By Sarah Johnston
One of New Zealand’s most famous institutions, “The Society for the Promotion of the Health of Women and Children” was founded at a public meeting in Dunedin in May 1907 by Dr Frederic Truby King.
It was re-named The Plunket Society after one of its early supporters, Lady Plunket, the wife of the governor-general at the time.
You can hear Sarah Johnston from Ngā Taonga Sound & Vision talking to RNZ’s Jesse Mulligan about recordings about Plunket here or read more and listen to the full recordings at the links below.

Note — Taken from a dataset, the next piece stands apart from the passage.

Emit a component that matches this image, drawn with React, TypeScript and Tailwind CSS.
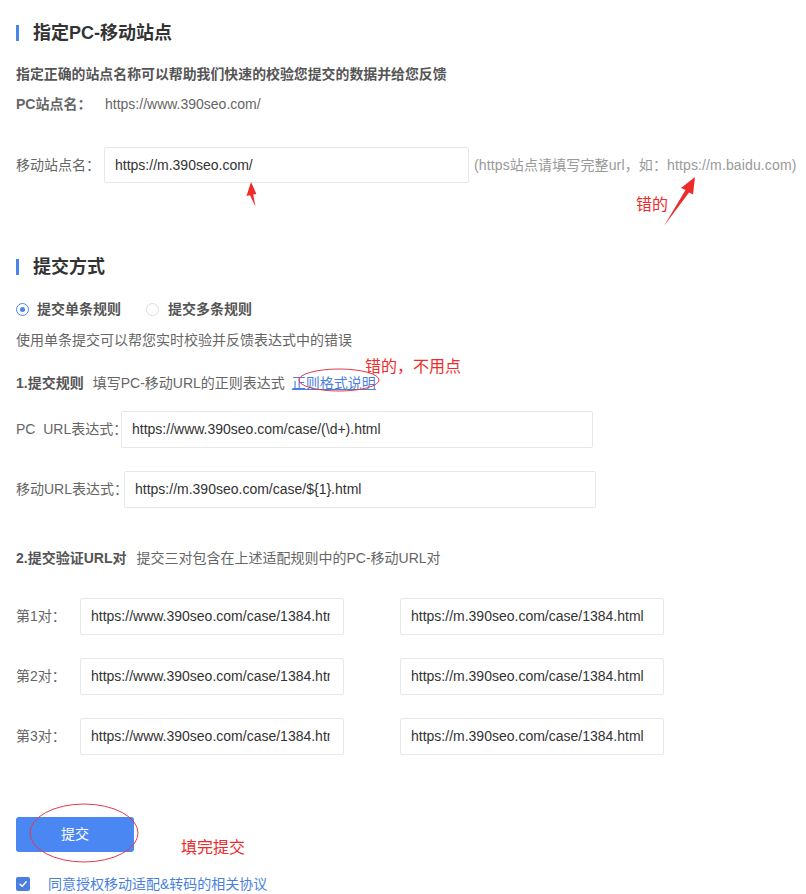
import React from "react";

const pairs = [1, 2, 3];

function SectionTitle({ children }: { children: React.ReactNode }) {
  return (
    <div className="flex items-center h-6">
      <span className="shrink-0 w-[3px] h-[16px] bg-[#4a86e8]" />
      <h2 className="ml-[14px] h-6 text-[18px] leading-6 font-bold text-[#333]">{children}</h2>
    </div>
  );
}

function Field({ value, className }: { value: string; className: string }) {
  return (
    <div
      className={`shrink-0 flex items-center border border-[#e8e8e8] rounded-[2px] bg-white text-[14px] text-[#333] ${className}`}
    >
      <span className="flex-1 min-w-0 overflow-hidden whitespace-nowrap">{value}</span>
    </div>
  );
}

function Radio({ checked }: { checked: boolean }) {
  return checked ? (
    <span className="shrink-0 w-[13px] h-[13px] rounded-full border border-[#4a86e8] flex items-center justify-center">
      <span className="w-[5px] h-[5px] rounded-full bg-[#4a86e8]" />
    </span>
  ) : (
    <span className="shrink-0 w-[13px] h-[13px] rounded-full border border-[#dcdcdc]" />
  );
}

export default function App() {
  return (
    <div
      className="relative w-[806px] h-[894px] bg-white overflow-hidden px-4 pt-[21px] text-[14px] text-[#666]"
      style={{ fontFamily: '"Liberation Sans", "Noto Sans CJK SC", sans-serif' }}
    >
      <SectionTitle>指定PC-移动站点</SectionTitle>
      <p className="mt-[19px] h-5 leading-5 font-bold text-[#555] text-[13.9px] whitespace-nowrap">
        指定正确的站点名称可以帮助我们快速的校验您提交的数据并给您反馈
      </p>
      <div className="mt-[10px] h-5 flex items-center leading-5">
        <span className="shrink-0 w-[89px] font-bold text-[#666]">PC站点名：</span>
        <span className="text-[#666]">https://www.390seo.com/</span>
      </div>
      <div className="mt-[33px] h-[36px] flex items-center">
        <span className="shrink-0 w-[88px]">移动站点名：</span>
        <Field value="https://m.390seo.com/" className="w-[365px] h-[36px] pl-[10px]" />
        <span className="ml-[5px] whitespace-nowrap tracking-[0.13px] text-[#999]">
          (https站点请填写完整url，如：https://m.baidu.com)
        </span>
      </div>

      <div className="mt-[72px]">
        <SectionTitle>提交方式</SectionTitle>
      </div>
      <div className="mt-[20px] h-5 flex items-center leading-5">
        <Radio checked />
        <span className="ml-[8px] font-bold text-[#555]">提交单条规则</span>
        <span className="ml-[25px] flex">
          <Radio checked={false} />
        </span>
        <span className="ml-[9px] font-bold text-[#555]">提交多条规则</span>
      </div>
      <p className="mt-[11px] h-5 leading-5 whitespace-nowrap">使用单条提交可以帮您实时校验并反馈表达式中的错误</p>
      <div className="mt-[23px] h-5 flex items-center leading-5">
        <span className="font-bold text-[#555]">1.提交规则</span>
        <span className="ml-[9px]">填写PC-移动URL的正则表达式</span>
        <span className="ml-[7px] text-[#4a7fe0] underline">正则格式说明</span>
      </div>
      <div className="mt-[18px] h-[37px] flex items-center">
        <span className="shrink-0 w-[105px] whitespace-pre">PC  URL表达式：</span>
        <Field value="https://www.390seo.com/case/(\d+).html" className="w-[472px] h-[37px] pl-[10px]" />
      </div>
      <div className="mt-[23px] h-[37px] flex items-center">
        <span className="shrink-0 w-[108px] whitespace-nowrap">移动URL表达式：</span>
        <Field value="https://m.390seo.com/case/${1}.html" className="w-[472px] h-[37px] pl-[10px]" />
      </div>

      <div className="mt-[40px] h-5 flex items-center leading-5">
        <span className="font-bold text-[#555]">2.提交验证URL对</span>
        <span className="ml-[10px]">提交三对包含在上述适配规则中的PC-移动URL对</span>
      </div>
      <div className="mt-[30px] flex flex-col gap-[23px]">
        {pairs.map((n) => (
          <div key={n} className="h-[37px] flex items-center">
            <span className="shrink-0 w-[64px]">第{n}对：</span>
            <Field value="https://www.390seo.com/case/1384.html" className="w-[264px] h-[37px] pl-[10px] pr-[13px]" />
            <Field value="https://m.390seo.com/case/1384.html" className="ml-[56px] w-[264px] h-[37px] pl-[10px]" />
          </div>
        ))}
      </div>

      <button className="mt-[62px] w-[118px] h-[35px] rounded-[3px] bg-[#4a87f3] text-white text-[14px] flex items-center justify-center">
        提交
      </button>
      <div className="mt-[22px] h-5 flex items-center leading-5">
        <span className="shrink-0 w-[14px] h-[14px] rounded-[2px] bg-[#4a7fe0] flex items-center justify-center">
          <svg width="10" height="10" viewBox="0 0 10 10" fill="none">
            <path d="M2 5.2 4.2 7.3 8.2 2.8" stroke="white" strokeWidth="1.4" strokeLinecap="round" strokeLinejoin="round" />
          </svg>
        </span>
        <span className="ml-[18px] text-[#4a7fe0]">同意授权移动适配&转码的相关协议</span>
      </div>

      {/* red markup layered over the form */}
      <svg className="absolute inset-0 pointer-events-none" width="806" height="894" viewBox="0 0 806 894" fill="none">
        <path d="M251 182 L246.5 196 L250 195.3 L255.5 206.5 L253.2 194.6 L256.4 194 Z" fill="#ee2b2b" />
        <path d="M695 177 L681 188 L685.5 190 L664 226 L689 192.5 L693 194.5 Z" fill="#ee2b2b" />
        <ellipse cx="339" cy="380" rx="40" ry="11" stroke="#e23a4a" strokeWidth="1" />
        <ellipse cx="84" cy="833" rx="54" ry="29" stroke="#e23a4a" strokeWidth="1" />
      </svg>
      <span className="absolute left-[636px] top-[195px] text-[16px] leading-5 text-[#ee2b2b]">错的</span>
      <span className="absolute left-[365px] top-[357px] text-[16px] leading-5 text-[#ee2b2b]">错的，不用点</span>
      <span className="absolute left-[181px] top-[838px] text-[16px] leading-5 text-[#ee2b2b]">填完提交</span>
    </div>
  );
}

Kate Challis Hooper trained as an early Karitane nurse at Truby King’s first hospital at Anderson’s Bay near Dunedin in 1915. In this interview from 1961 she vividly describes the rather spartan conditions for nurses and babies, but also her enthusiasm for Dr King’s work, “helping mothers and saving babies.”
It seems nowhere was too remote for Plunket. Mrs Beryl Sutherland, who raised her family near Milford Sound in the 1930s (as her husband worked on building the Homer Tunnel), recalls getting a welcome visit from Plunket in her remote location.
In 1952, the magazine programme, “Radio Digest” visited Plunket’s Karitane Hospital in Melrose, Wellington to mark its 25th anniversary and broadcaster David Kohn interviewed nurses as well as a resident mother, who had been enjoying Plunket’s care so much she was reluctant to go home!